Heart failure is a chronic condition in which the heart is unable to pump adequate amounts of blood to the rest of the body. The disease impacts more than six million adults in the United States – and the incidence is rising. Each year heart failure contributes to nearly 400,000 deaths in America and drains roughly $30 billion from the economy.
While heart failure can be managed, physicians rely on traditional, one-size-fits-all diagnostic methods and treatments. One solution could be broader adoption of precision medicine – an approach to disease treatment in which care plans are based on factors like patient genetics, drug sensitivities and resistances, environment, and lifestyle.
Doctors are already using precision medicine strategies to extend the lives of cancer patients. Now, a Collaborative Science Award from the American Heart Association will allow a research team from the University of Washington to develop new tools to help cardiologists personalize treatments for certain heart diseases too.
The collaborative grant, titled Multi-Scale Computational Modeling in Genetic Cardiomyopathies, brings together three complementary areas of expertise: molecular cardiovascular biology, cardiac physiology and muscle mechanics, and computational biology. The research effort will be co-led by Jen Davis PhD, Associate Professor of Lab Medicine and Pathology and Bioengineering; Farid Moussavi-Harami MD, Assistant Professor of Medicine/Cardiology; and Tom Daniel PhD, Professor of Biology.
Davis and Moussavi-Harami are faculty members in the Institute for Stem Cell and Regenerative Medicine (ISCRM). Daniel leads the Quantitative Analysis Core in the UW Center for Translational Muscle Research (CTMR), which is supporting the research effort through a pilot grant.
“The muscle center was created to facilitate collaborations just like this and to accelerate muscle research efforts with translational potential,” says Mike Regnier, PhD, Professor of Bioengineering and Physiology & Biophysics.

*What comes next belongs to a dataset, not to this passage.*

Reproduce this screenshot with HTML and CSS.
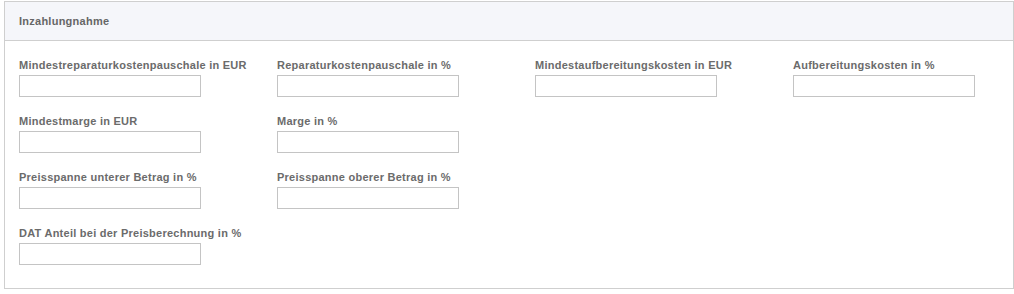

According to Davis, the project aims to apply new knowledge and technologies to the clinic. “Over the last few years, advances in DNA sequencing have helped the field identify hundreds of new genetic mutations causal for inherited heart disease. Rather than develop a treatment for each one of these mutations, we think there are patterns with predictive value that we can use to cluster the mutations, which in turn could reduce the number of different treatments needed to address each individual mutation.”
Moussavi-Harami had collaborated with both Davis and Daniel on previous projects. He says the complementary skill sets of the three investigators add up to exciting possibilities. “Speaking as physician, I see how heart failure affects patients from the cellular level to the whole person. The opportunity to team up with experts like Jen and Tom is definitely a game changer. “If we know the profile of a patient’s disease, we can choose drugs that push the contraction force in the right direction. We can even make more informed decisions about dosage and duration.”
Specifically, Davis and her collaborators believe they can group patient profiles into treatment categories using a key signal from the body itself – the amount of tension a muscle cell produces in the course of a single heartbeat. Indeed, Davis and Moussavi-Harami discovered this signal in a 2016 Cell paper and then recently validated this predictive index in a study published in JCI Insight (2020).
By adapting sophisticated technology developed over several years by the Daniel Lab, the researchers will be able to precisely model the full range of possible cardiac muscle contractions, allowing them to create a data model that will help them benchmark healthy and unhealthy heartbeat patterns.
“We are incredibly excited to bring computational modeling and machine learning to address issues that encompass both skeletal and cardiac myopathies,” says Daniel. ” Through the CTMR, we are able to collaborate with a team of outstanding clinical and basic research scientists.”
The next challenge is to begin to categorize all the possible genetic mutations that could potentially contribute to irregular cardiac muscle contraction and its influence on maladaptive muscle growth that ultimately results in heart failure. The investigation funded by the AHA grant will focus on hypertrophic cardiomyopathy (HCM) and dilated cardiomyopathy (DCM) – two types of heart disease that are commonly screened using genetic testing.
Davis explains that a stem cell line created in her lab will help the researchers to measure how well the computational model predicts outcomes. A mouse model will also provide an in vivo representation of the data. Davis adds, “Eventually, our goal is to use stem cells to mutate every gene in a muscle involved in contraction.”
This groundbreaking application of computational modeling, stem cells, and genetics are the keys to grouping the overwhelming numbers of possible mutations into just a few clusters, making diagnosis and treatment much more manageable – and hopefully more effective for an individual patients.
“This is a big moment in time for heart research,” says Moussavi-Harami. “We’re discovering more about how genetics contributions to heart failure and finding real-world applications for powerful tools. It means we now have the potential to help physicians significantly improve patient outcomes. This is what personalized medicine is all about.”
“We want to develop tools that clinicians with minimal computational training can use to predict heart problems in patients,” says Davis. “This would bring us closer to a true precision medicine approach for inherited heart diseases.”